I am using Visual Studio 2022. I have 9 million XML files and need to transfer the data into SQL Server.
I am reading in the XML through XmlDocument
, Xmlnode
list. It's working fine, but taking so much time to complete - around 4 hours to complete the task. With SqlBulkCopy
, it's taking 5 minutes only.
I am reading xml file one by one. How could I read multiple XML files on each thread? I think using thread concept, I read all XML files easily.
My code:
DateTime startTime = DateTime.Now;
_xmlfiles = Directory.GetFiles(source, "*.xml", SearchOption.AllDirectories).ToList();
_xmlfiles.Remove(Path.Combine(Path.GetFullPath(source), "abc.xml"));
_xmlfiles.Remove(Path.Combine(Path.GetFullPath(source), "xyz.xml"));
WriteLog(_logPath, string.Format("{0} |xml files are found in given path.{1}", DateTime.Now,_xmlfiles.Count ));
DataTable _table = /* code for get table structure */;
foreach (string _xmlfile in _xmlfiles)
{
_casFile = Path.GetFileNameWithoutExtension(_xmlfile);
LoadXml(_xmlfile, _table);
}
WriteLog(_logPath, string.Format("{0} |Reading the files is completed,Found the Total Phrases {1}.",DateTime.Now, _table.Rows.Count ));
DataSet ds = new DataSet();
ds.Tables.Add(_table);
_sqlWriter = new SQLWriter();
WriteLog(_logPath, string.Format("{0} |Writing Phrases into data base is started......",DateTime.Now ));
_sqlWriter.AutoSqlBulkCopy(ds);
Load XML method:
XmlDocument _casFile = new XmlDocument();
_casFile.Load(xmlfile);
XmlNodeList _instanceList = _casFile.SelectNodes("Specification/Substance/Property/Instance");
foreach (XmlNode _instance in _instanceList)
{
string _day = _instance.Attributes["DD"].Value;
string _month = _instance.Attributes["MM"].Value;
string _year = _instance.Attributes["YYYY"].Value;
string _active =_instance.Attributes["Active"].Value;
_uniqueID = _instance.Attributes["UniqueID"].Value;
_baseCode = _instance.Attributes["LitSource"].Value;
XmlNodeList _phraseList = _instance.SelectNodes("Fields/Phrases");
foreach (XmlNode _phrase in _phraseList)
{
string _Characteristic = _phrase.Attributes["ID"].Value;
XmlNodeList _childList = _phrase.ChildNodes;
foreach(XmlNode _child in _childList)
{
DataRow row = table.NewRow();
row["Substance"] = _substance;
row["UniqueID"] = _uniqueID;
row["Characteristic"] = _Characteristic;
row["PhraseID"] = _child.Attributes["Key"].Value;
if (_child.Attributes["Code"] != null)
{
row["Code"] = _child.Attributes["Code"].Value;
}
else
{
row["Code"] = string.Empty;
}
row["BaseCode"] = _baseCode;
row["Description"] = _child.InnerText;
row["Active"] = _active;
row["DD"] = _day;
row["MM"] = _month;
row["YYYY"] = _year;
table.Rows.Add(row);
}
}
}
You should use Linq and the .AsParallel() method if you are sure that the way you insert stuff into the database has no order dependency.

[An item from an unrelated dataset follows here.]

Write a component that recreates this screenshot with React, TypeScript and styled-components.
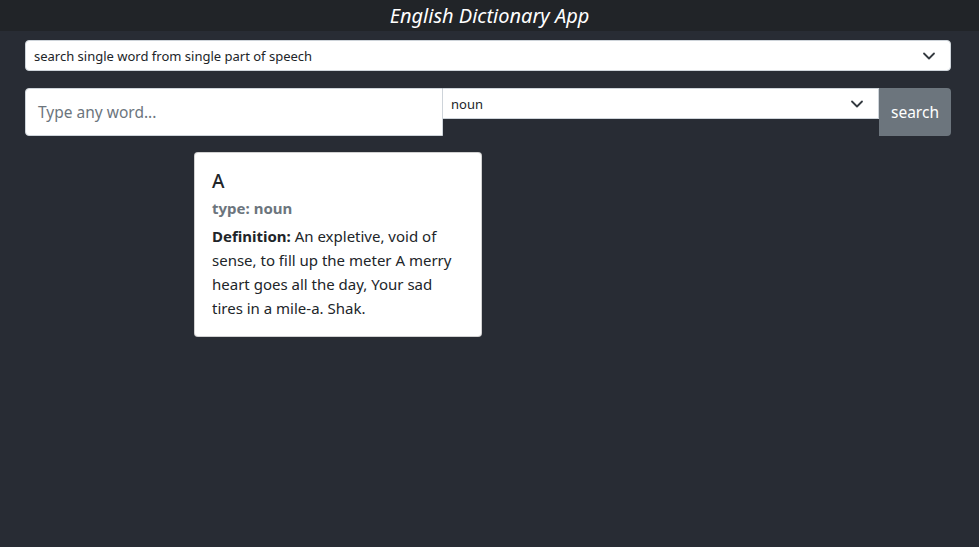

I am not sure exactly how you implement this, but Microsoft has a nice example here: https://learn.microsoft.com/en-us/dotnet/standard/parallel-programming/how-to-iterate-file-directories-with-the-parallel-class
You should probably not load the xml file when you test your solution, but do something simple instead. Perhaps change your method to receive an Action to execute when it resolves an xml file path.